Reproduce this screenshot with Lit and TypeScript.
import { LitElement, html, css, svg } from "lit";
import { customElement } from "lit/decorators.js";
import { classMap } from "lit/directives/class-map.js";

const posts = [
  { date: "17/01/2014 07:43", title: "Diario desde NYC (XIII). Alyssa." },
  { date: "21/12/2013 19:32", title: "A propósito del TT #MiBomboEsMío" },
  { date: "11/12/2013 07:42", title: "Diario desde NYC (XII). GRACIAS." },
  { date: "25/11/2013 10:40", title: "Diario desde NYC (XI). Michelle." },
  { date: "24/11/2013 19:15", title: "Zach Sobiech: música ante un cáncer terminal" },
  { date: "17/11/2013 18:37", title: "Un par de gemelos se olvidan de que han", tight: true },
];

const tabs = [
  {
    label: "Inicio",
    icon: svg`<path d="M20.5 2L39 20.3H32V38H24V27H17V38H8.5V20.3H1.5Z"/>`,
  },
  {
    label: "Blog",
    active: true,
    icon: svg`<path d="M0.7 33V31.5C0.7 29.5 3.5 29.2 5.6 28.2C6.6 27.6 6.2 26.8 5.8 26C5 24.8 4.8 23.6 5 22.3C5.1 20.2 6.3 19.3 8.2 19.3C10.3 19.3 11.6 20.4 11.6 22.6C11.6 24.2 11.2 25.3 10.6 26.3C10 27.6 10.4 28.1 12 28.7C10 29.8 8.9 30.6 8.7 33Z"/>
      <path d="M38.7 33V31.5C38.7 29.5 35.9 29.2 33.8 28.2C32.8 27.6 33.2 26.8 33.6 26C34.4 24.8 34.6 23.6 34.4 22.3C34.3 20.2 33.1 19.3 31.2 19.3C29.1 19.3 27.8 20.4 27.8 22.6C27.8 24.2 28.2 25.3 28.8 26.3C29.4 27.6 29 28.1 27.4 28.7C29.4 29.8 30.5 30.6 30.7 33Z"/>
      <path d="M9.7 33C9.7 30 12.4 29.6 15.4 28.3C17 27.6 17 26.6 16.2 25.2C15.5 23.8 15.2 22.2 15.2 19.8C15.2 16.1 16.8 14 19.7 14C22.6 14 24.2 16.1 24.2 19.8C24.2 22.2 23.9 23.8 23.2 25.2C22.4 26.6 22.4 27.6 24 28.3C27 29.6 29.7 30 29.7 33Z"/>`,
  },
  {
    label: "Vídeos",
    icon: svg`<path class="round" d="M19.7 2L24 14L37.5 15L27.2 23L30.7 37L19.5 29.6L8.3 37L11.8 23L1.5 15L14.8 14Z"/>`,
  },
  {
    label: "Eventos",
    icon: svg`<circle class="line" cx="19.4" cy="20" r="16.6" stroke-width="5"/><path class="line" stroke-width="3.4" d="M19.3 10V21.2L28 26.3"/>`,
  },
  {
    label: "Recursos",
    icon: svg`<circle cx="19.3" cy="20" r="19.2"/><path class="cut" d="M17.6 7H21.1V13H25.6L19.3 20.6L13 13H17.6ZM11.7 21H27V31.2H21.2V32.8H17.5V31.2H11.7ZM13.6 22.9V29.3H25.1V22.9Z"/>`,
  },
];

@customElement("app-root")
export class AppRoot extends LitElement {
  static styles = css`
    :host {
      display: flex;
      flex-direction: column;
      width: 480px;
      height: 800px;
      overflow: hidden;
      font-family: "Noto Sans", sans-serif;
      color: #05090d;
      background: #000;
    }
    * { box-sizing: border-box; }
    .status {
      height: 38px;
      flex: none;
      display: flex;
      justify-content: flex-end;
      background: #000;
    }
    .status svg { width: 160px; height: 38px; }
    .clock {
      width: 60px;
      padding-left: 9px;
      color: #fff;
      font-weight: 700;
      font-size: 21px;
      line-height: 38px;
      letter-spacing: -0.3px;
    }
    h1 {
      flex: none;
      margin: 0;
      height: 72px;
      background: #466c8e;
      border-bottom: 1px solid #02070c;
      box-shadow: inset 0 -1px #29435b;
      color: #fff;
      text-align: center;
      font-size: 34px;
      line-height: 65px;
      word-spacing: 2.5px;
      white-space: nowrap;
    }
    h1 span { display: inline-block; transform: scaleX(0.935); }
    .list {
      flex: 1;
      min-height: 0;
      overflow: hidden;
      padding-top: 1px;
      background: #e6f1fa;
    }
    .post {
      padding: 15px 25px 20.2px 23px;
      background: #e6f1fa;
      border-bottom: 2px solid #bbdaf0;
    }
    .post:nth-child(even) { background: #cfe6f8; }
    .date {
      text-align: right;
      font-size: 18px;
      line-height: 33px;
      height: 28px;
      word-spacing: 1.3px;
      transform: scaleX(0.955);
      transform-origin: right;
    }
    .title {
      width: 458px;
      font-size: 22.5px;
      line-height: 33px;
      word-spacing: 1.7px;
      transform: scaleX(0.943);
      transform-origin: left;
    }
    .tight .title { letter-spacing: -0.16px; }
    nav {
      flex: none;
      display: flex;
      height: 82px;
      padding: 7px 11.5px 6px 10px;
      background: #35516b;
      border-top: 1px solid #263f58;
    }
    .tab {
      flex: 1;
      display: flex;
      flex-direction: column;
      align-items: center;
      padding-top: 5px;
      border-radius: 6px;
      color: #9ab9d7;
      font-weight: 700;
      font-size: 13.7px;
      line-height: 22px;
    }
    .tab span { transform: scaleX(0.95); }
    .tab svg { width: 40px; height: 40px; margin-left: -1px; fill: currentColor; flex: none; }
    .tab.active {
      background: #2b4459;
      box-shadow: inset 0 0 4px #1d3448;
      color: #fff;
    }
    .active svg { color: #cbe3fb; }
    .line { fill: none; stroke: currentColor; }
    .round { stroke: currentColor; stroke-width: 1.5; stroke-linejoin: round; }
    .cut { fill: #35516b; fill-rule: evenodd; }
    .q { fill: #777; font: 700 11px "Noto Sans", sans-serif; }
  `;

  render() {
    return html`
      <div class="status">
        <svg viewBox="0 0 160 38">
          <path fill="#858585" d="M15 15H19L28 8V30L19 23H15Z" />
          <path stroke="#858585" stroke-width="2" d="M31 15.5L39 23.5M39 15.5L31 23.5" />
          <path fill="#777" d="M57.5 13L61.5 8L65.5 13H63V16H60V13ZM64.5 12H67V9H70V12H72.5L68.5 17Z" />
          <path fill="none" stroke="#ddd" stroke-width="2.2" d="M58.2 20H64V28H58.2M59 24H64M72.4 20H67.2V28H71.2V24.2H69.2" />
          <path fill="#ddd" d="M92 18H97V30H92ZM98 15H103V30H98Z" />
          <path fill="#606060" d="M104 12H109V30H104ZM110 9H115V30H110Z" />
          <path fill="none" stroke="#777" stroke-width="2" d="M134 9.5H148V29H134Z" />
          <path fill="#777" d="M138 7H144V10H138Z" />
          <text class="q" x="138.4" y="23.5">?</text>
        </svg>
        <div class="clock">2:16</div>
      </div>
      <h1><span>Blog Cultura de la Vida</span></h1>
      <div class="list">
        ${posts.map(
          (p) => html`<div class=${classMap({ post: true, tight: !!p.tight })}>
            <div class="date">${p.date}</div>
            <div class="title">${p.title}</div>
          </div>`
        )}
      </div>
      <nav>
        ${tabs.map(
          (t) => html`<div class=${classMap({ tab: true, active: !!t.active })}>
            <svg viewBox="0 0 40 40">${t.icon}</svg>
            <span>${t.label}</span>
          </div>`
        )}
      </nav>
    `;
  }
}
━━━━━━
▶ **Task prompt**
Print the material above once more, exactly.

▶ **The output**
Reproduce this screenshot with Lit and TypeScript.
import { LitElement, html, css, svg } from "lit";
import { customElement } from "lit/decorators.js";
import { classMap } from "lit/directives/class-map.js";

const posts = [
  { date: "17/01/2014 07:43", title: "Diario desde NYC (XIII). Alyssa." },
  { date: "21/12/2013 19:32", title: "A propósito del TT #MiBomboEsMío" },
  { date: "11/12/2013 07:42", title: "Diario desde NYC (XII). GRACIAS." },
  { date: "25/11/2013 10:40", title: "Diario desde NYC (XI). Michelle." },
  { date: "24/11/2013 19:15", title: "Zach Sobiech: música ante un cáncer terminal" },
  { date: "17/11/2013 18:37", title: "Un par de gemelos se olvidan de que han", tight: true },
];

const tabs = [
  {
    label: "Inicio",
    icon: svg`<path d="M20.5 2L39 20.3H32V38H24V27H17V38H8.5V20.3H1.5Z"/>`,
  },
  {
    label: "Blog",
    active: true,
    icon: svg`<path d="M0.7 33V31.5C0.7 29.5 3.5 29.2 5.6 28.2C6.6 27.6 6.2 26.8 5.8 26C5 24.8 4.8 23.6 5 22.3C5.1 20.2 6.3 19.3 8.2 19.3C10.3 19.3 11.6 20.4 11.6 22.6C11.6 24.2 11.2 25.3 10.6 26.3C10 27.6 10.4 28.1 12 28.7C10 29.8 8.9 30.6 8.7 33Z"/>
      <path d="M38.7 33V31.5C38.7 29.5 35.9 29.2 33.8 28.2C32.8 27.6 33.2 26.8 33.6 26C34.4 24.8 34.6 23.6 34.4 22.3C34.3 20.2 33.1 19.3 31.2 19.3C29.1 19.3 27.8 20.4 27.8 22.6C27.8 24.2 28.2 25.3 28.8 26.3C29.4 27.6 29 28.1 27.4 28.7C29.4 29.8 30.5 30.6 30.7 33Z"/>
      <path d="M9.7 33C9.7 30 12.4 29.6 15.4 28.3C17 27.6 17 26.6 16.2 25.2C15.5 23.8 15.2 22.2 15.2 19.8C15.2 16.1 16.8 14 19.7 14C22.6 14 24.2 16.1 24.2 19.8C24.2 22.2 23.9 23.8 23.2 25.2C22.4 26.6 22.4 27.6 24 28.3C27 29.6 29.7 30 29.7 33Z"/>`,
  },
  {
    label: "Vídeos",
    icon: svg`<path class="round" d="M19.7 2L24 14L37.5 15L27.2 23L30.7 37L19.5 29.6L8.3 37L11.8 23L1.5 15L14.8 14Z"/>`,
  },
  {
    label: "Eventos",
    icon: svg`<circle class="line" cx="19.4" cy="20" r="16.6" stroke-width="5"/><path class="line" stroke-width="3.4" d="M19.3 10V21.2L28 26.3"/>`,
  },
  {
    label: "Recursos",
    icon: svg`<circle cx="19.3" cy="20" r="19.2"/><path class="cut" d="M17.6 7H21.1V13H25.6L19.3 20.6L13 13H17.6ZM11.7 21H27V31.2H21.2V32.8H17.5V31.2H11.7ZM13.6 22.9V29.3H25.1V22.9Z"/>`,
  },
];

@customElement("app-root")
export class AppRoot extends LitElement {
  static styles = css`
    :host {
      display: flex;
      flex-direction: column;
      width: 480px;
      height: 800px;
      overflow: hidden;
      font-family: "Noto Sans", sans-serif;
      color: #05090d;
      background: #000;
    }
    * { box-sizing: border-box; }
    .status {
      height: 38px;
      flex: none;
      display: flex;
      justify-content: flex-end;
      background: #000;
    }
    .status svg { width: 160px; height: 38px; }
    .clock {
      width: 60px;
      padding-left: 9px;
      color: #fff;
      font-weight: 700;
      font-size: 21px;
      line-height: 38px;
      letter-spacing: -0.3px;
    }
    h1 {
      flex: none;
      margin: 0;
      height: 72px;
      background: #466c8e;
      border-bottom: 1px solid #02070c;
      box-shadow: inset 0 -1px #29435b;
      color: #fff;
      text-align: center;
      font-size: 34px;
      line-height: 65px;
      word-spacing: 2.5px;
      white-space: nowrap;
    }
    h1 span { display: inline-block; transform: scaleX(0.935); }
    .list {
      flex: 1;
      min-height: 0;
      overflow: hidden;
      padding-top: 1px;
      background: #e6f1fa;
    }
    .post {
      padding: 15px 25px 20.2px 23px;
      background: #e6f1fa;
      border-bottom: 2px solid #bbdaf0;
    }
    .post:nth-child(even) { background: #cfe6f8; }
    .date {
      text-align: right;
      font-size: 18px;
      line-height: 33px;
      height: 28px;
      word-spacing: 1.3px;
      transform: scaleX(0.955);
      transform-origin: right;
    }
    .title {
      width: 458px;
      font-size: 22.5px;
      line-height: 33px;
      word-spacing: 1.7px;
      transform: scaleX(0.943);
      transform-origin: left;
    }
    .tight .title { letter-spacing: -0.16px; }
    nav {
      flex: none;
      display: flex;
      height: 82px;
      padding: 7px 11.5px 6px 10px;
      background: #35516b;
      border-top: 1px solid #263f58;
    }
    .tab {
      flex: 1;
      display: flex;
      flex-direction: column;
      align-items: center;
      padding-top: 5px;
      border-radius: 6px;
      color: #9ab9d7;
      font-weight: 700;
      font-size: 13.7px;
      line-height: 22px;
    }
    .tab span { transform: scaleX(0.95); }
    .tab svg { width: 40px; height: 40px; margin-left: -1px; fill: currentColor; flex: none; }
    .tab.active {
      background: #2b4459;
      box-shadow: inset 0 0 4px #1d3448;
      color: #fff;
    }
    .active svg { color: #cbe3fb; }
    .line { fill: none; stroke: currentColor; }
    .round { stroke: currentColor; stroke-width: 1.5; stroke-linejoin: round; }
    .cut { fill: #35516b; fill-rule: evenodd; }
    .q { fill: #777; font: 700 11px "Noto Sans", sans-serif; }
  `;

  render() {
    return html`
      <div class="status">
        <svg viewBox="0 0 160 38">
          <path fill="#858585" d="M15 15H19L28 8V30L19 23H15Z" />
          <path stroke="#858585" stroke-width="2" d="M31 15.5L39 23.5M39 15.5L31 23.5" />
          <path fill="#777" d="M57.5 13L61.5 8L65.5 13H63V16H60V13ZM64.5 12H67V9H70V12H72.5L68.5 17Z" />
          <path fill="none" stroke="#ddd" stroke-width="2.2" d="M58.2 20H64V28H58.2M59 24H64M72.4 20H67.2V28H71.2V24.2H69.2" />
          <path fill="#ddd" d="M92 18H97V30H92ZM98 15H103V30H98Z" />
          <path fill="#606060" d="M104 12H109V30H104ZM110 9H115V30H110Z" />
          <path fill="none" stroke="#777" stroke-width="2" d="M134 9.5H148V29H134Z" />
          <path fill="#777" d="M138 7H144V10H138Z" />
          <text class="q" x="138.4" y="23.5">?</text>
        </svg>
        <div class="clock">2:16</div>
      </div>
      <h1><span>Blog Cultura de la Vida</span></h1>
      <div class="list">
        ${posts.map(
          (p) => html`<div class=${classMap({ post: true, tight: !!p.tight })}>
            <div class="date">${p.date}</div>
            <div class="title">${p.title}</div>
          </div>`
        )}
      </div>
      <nav>
        ${tabs.map(
          (t) => html`<div class=${classMap({ tab: true, active: !!t.active })}>
            <svg viewBox="0 0 40 40">${t.icon}</svg>
            <span>${t.label}</span>
          </div>`
        )}
      </nav>
    `;
  }
}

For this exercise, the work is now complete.